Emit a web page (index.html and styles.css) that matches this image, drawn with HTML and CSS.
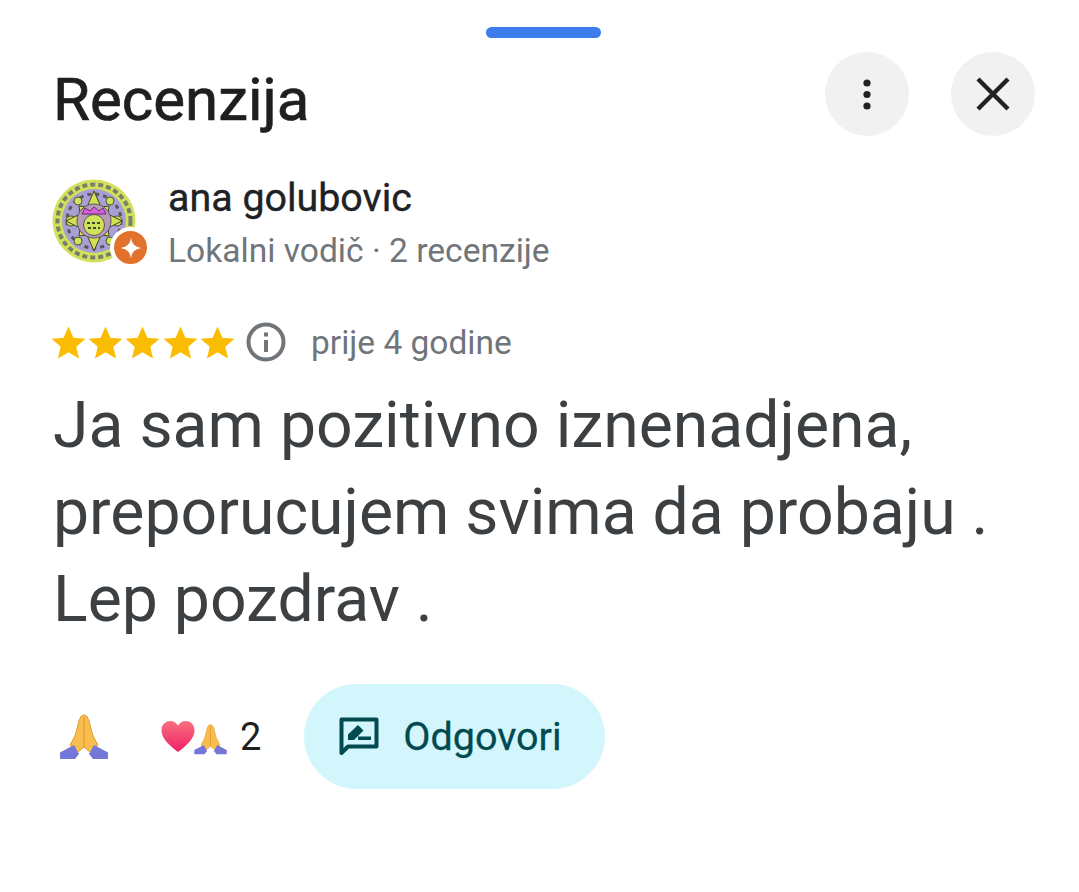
FILE: index.html
```html
<!DOCTYPE html>
<html lang="hr">
<head>
  <meta charset="UTF-8" />
  <title>Recenzija</title>
  <link rel="stylesheet" href="styles.css">
</head>
<body>

<div class="handle"></div>

<header class="top">
  <h1>Recenzija</h1>
  <div class="top-buttons">
    <button class="round">
      <svg width="40" height="40" viewBox="0 0 40 40"><circle cx="20" cy="9" r="3.6"/><circle cx="20" cy="20.5" r="3.6"/><circle cx="20" cy="32" r="3.6"/></svg>
    </button>
    <button class="round">
      <svg width="40" height="40" viewBox="0 0 40 40"><path d="M5 5 35 35M35 5 5 35" fill="none" stroke="#222" stroke-width="4.4"/></svg>
    </button>
  </div>
</header>

<section class="author">
  <div class="avatar">
    <svg width="84" height="84" viewBox="0 0 84 84">
      <circle cx="42" cy="42" r="41.5" fill="#d2e05a"/>
      <circle cx="42" cy="42" r="36.5" fill="none" stroke="#77806a" stroke-width="4" stroke-dasharray="5 3"/>
      <circle cx="42" cy="42" r="32" fill="#a8a0d2"/>
      <circle cx="42" cy="42" r="27" fill="none" stroke="#5a5560" stroke-width="3" stroke-dasharray="4 4"/>
      <circle cx="19" cy="42" r="5" fill="#cfe25a" stroke="#4f5530"/>
      <circle cx="65" cy="42" r="5" fill="#cfe25a" stroke="#4f5530"/>
      <circle cx="26" cy="22" r="4" fill="#cfe25a" stroke="#4f5530"/>
      <circle cx="58" cy="22" r="4" fill="#cfe25a" stroke="#4f5530"/>
      <circle cx="26" cy="62" r="4" fill="#cfe25a" stroke="#4f5530"/>
      <circle cx="58" cy="62" r="4" fill="#cfe25a" stroke="#4f5530"/>
      <path d="M42 12 49 28 57 27 56 35 70 42 56 49 57 57 49 56 42 72 35 56 27 57 28 49 14 42 28 35 27 27 35 28Z" fill="#d3e04f" stroke="#3f4030"/>
      <circle cx="42" cy="42" r="17" fill="#b79ab8" stroke="#5a5560"/>
      <path d="M30 35 33 29 38 32 42 28 47 32 51 29 54 35Z" fill="#d960dc" stroke="#6a2a6f"/>
      <circle cx="42" cy="46" r="10.500" fill="#cfe25a" stroke="#5a5560"/>
      <path d="M35 44h14M36 49h12" stroke="#3f4a2a" stroke-width="2" stroke-dasharray="3 2"/>
    </svg>
    <span class="badge">
      <svg width="24" height="24" viewBox="0 0 24 24"><path d="M12 1.5C13 8 16 11 22.5 12 16 13 13 16 12 22.5 11 16 8 13 1.5 12 8 11 11 8 12 1.5Z" fill="#fff"/></svg>
    </span>
  </div>
  <div class="author-text">
    <div class="name">ana golubovic</div>
    <div class="meta">Lokalni vodič · 2 recenzije</div>
  </div>
</section>

<div class="rating">
  <div class="stars">
    <svg width="39" height="39" viewBox="0 0 24 24"><path d="M12 2.2 15 9l7.4.7-5.6 4.9 1.7 7.2L12 18l-6.5 3.8 1.7-7.2L1.600 9.700 9 9Z"/></svg>
    <svg width="39" height="39" viewBox="0 0 24 24"><path d="M12 2.2 15 9l7.4.7-5.6 4.9 1.7 7.2L12 18l-6.5 3.8 1.7-7.2L1.600 9.700 9 9Z"/></svg>
    <svg width="39" height="39" viewBox="0 0 24 24"><path d="M12 2.2 15 9l7.4.7-5.6 4.9 1.7 7.2L12 18l-6.5 3.8 1.7-7.2L1.600 9.700 9 9Z"/></svg>
    <svg width="39" height="39" viewBox="0 0 24 24"><path d="M12 2.2 15 9l7.4.7-5.6 4.9 1.7 7.2L12 18l-6.5 3.8 1.7-7.2L1.600 9.700 9 9Z"/></svg>
    <svg width="39" height="39" viewBox="0 0 24 24"><path d="M12 2.2 15 9l7.4.7-5.6 4.9 1.7 7.2L12 18l-6.5 3.8 1.7-7.2L1.600 9.700 9 9Z"/></svg>
  </div>
  <svg class="info" width="40" height="40" viewBox="0 0 40 40">
    <circle cx="20" cy="20" r="17.500" fill="none" stroke="#70757a" stroke-width="4"/>
    <rect x="18" y="18" width="4" height="12" fill="#70757a"/>
    <rect x="18" y="10.500" width="4" height="4" fill="#70757a"/>
  </svg>
  <span class="date">prije 4 godine</span>
</div>

<p class="review">Ja sam pozitivno iznenadjena,<br>preporucujem svima da probaju .<br>Lep pozdrav .</p>

<div class="actions">
  <svg class="pray-big" width="48" height="46" viewBox="0 0 48 46">
    <path d="M24 1C20.500 1 19 6 18 11L15 22 10 31 18 38 24 33 30 38 38 31 33 22 30 11C29 6 27.500 1 24 1Z" fill="#f7bd4f" stroke="#e59a2c"/>
    <path d="M24 3V33" stroke="#e59a2c" stroke-width="1.200"/>
    <path d="M0 38.500V45H15L19 40 14 31Z" fill="#7277d8"/>
    <path d="M48 38.500V45H33L29 40 34 31Z" fill="#7277d8"/>
  </svg>
  <div class="reaction">
    <svg width="36" height="33" viewBox="0 0 36 34">
      <defs><linearGradient id="heart" x1="0" y1="0" x2="0" y2="1"><stop offset="0" stop-color="#f8717f"/><stop offset="1" stop-color="#f01f66"/></linearGradient></defs>
      <path d="M18 33C9 26 1 19 1 10.500 1 4.500 5.500 1 10 1 13.500 1 16.500 3 18 6 19.500 3 22.500 1 26 1 30.500 1 35 4.500 35 10.500 35 19 27 26 18 33Z" fill="url(#heart)"/>
    </svg>
    <svg class="pray-small" width="33" height="31" viewBox="0 0 48 46">
      <path d="M24 1C20.500 1 19 6 18 11L15 22 10 31 18 38 24 33 30 38 38 31 33 22 30 11C29 6 27.500 1 24 1Z" fill="#f7bd4f" stroke="#e59a2c"/>
      <path d="M24 3V33" stroke="#e59a2c" stroke-width="1.200"/>
      <path d="M0 38.500V45H15L19 40 14 31Z" fill="#7277d8"/>
      <path d="M48 38.500V45H33L29 40 34 31Z" fill="#7277d8"/>
    </svg>
    <span class="count">2</span>
  </div>
  <button class="reply">
    <svg width="42" height="42" viewBox="0 0 42 42">
      <path d="M3.500 3.500H38.500V30.500H10L3.500 37Z" fill="none" stroke="#004a50" stroke-width="4" stroke-linejoin="round"/>
      <path d="M10 24V18.500L20 9 25.500 14.500 16 24Z" fill="#004a50"/>
      <rect x="20" y="20.500" width="13" height="3.500" fill="#004a50"/>
    </svg>
    Odgovori
  </button>
</div>

</body>
</html>
```

FILE: styles.css
```css
body {
  margin: 0;
  padding: 0 44px 0 53px;
  background: #fff;
  font-family: Roboto, "Noto Sans", sans-serif;
  color: #1f1f1f;
}
.handle {
  width: 115px;
  height: 11px;
  margin: 27px auto 0 433px;
  border-radius: 6px;
  background: #3b7ded;
}
.top {
  display: flex;
  justify-content: space-between;
  align-items: center;
  margin-top: 14px;
  height: 84px;
}
h1 {
  margin: 11px 0 0;
  font-size: 60px;
  font-weight: 400;
  -webkit-text-stroke: 0.7px #1f1f1f;
}
.top-buttons {
  display: flex;
  gap: 42px;
}
.round {
  display: flex;
  align-items: center;
  justify-content: center;
  width: 84px;
  height: 84px;
  padding: 0;
  border: 0;
  border-radius: 50%;
  background: #f1f1f1;
}
.round svg {
  fill: #222;
}
.author {
  display: flex;
  align-items: flex-start;
  gap: 32px;
  margin-top: 43px;
  margin-left: -1px;
}
.avatar {
  position: relative;
  width: 84px;
  height: 84px;
  flex: none;
}
.badge {
  position: absolute;
  right: -15px;
  bottom: -5px;
  display: flex;
  align-items: center;
  justify-content: center;
  width: 33px;
  height: 33px;
  border: 4px solid #fff;
  border-radius: 50%;
  background: #e2712b;
}
.author-text {
  margin-top: -6px;
}
.name {
  font-size: 39.400px;
  line-height: 50px;
  color: #202124;
  -webkit-text-stroke: 0.4px #202124;
}
.meta {
  margin-top: 3px;
  font-size: 33.600px;
  line-height: 50px;
  color: #70757a;
}
.rating {
  display: flex;
  align-items: center;
  margin-top: 41px;
  height: 50px;
}
.stars {
  display: flex;
  margin-left: -4px;
}
.stars svg {
  fill: #fbbc04;
  margin-right: -1.800px;
}
.info {
  margin-left: 11px;
}
.date {
  margin-left: 25px;
  font-size: 33.500px;
  color: #70757a;
}
.review {
  margin: 15px 0 0;
  font-size: 64.300px;
  line-height: 87px;
  color: #3c4043;
  white-space: nowrap;
}
.actions {
  display: flex;
  align-items: center;
  margin-top: 41px;
  height: 105px;
}
.pray-big {
  margin-left: 7px;
  flex: none;
}
.reaction {
  display: flex;
  align-items: center;
  margin-left: 52px;
}
.pray-small {
  margin-left: -2px;
  margin-top: 6px;
}
.count {
  margin-left: 13px;
  font-size: 38px;
}
.reply {
  display: flex;
  align-items: center;
  gap: 23px;
  height: 105px;
  margin-left: 43px;
  padding: 0 43px 0 34px;
  border: 0;
  border-radius: 53px;
  background: #d3f6fd;
  color: #004a50;
  font-family: Roboto, "Noto Sans", sans-serif;
  font-size: 39.500px;
  -webkit-text-stroke: 0.3px #004a50;
}
```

**Given task:**
Gather each line in the data that holds the string "styles".

**Answer to this exercise:**
Emit a web page (index.html and styles.css) that matches this image, drawn with HTML and CSS.
  <link rel="stylesheet" href="styles.css">
FILE: styles.css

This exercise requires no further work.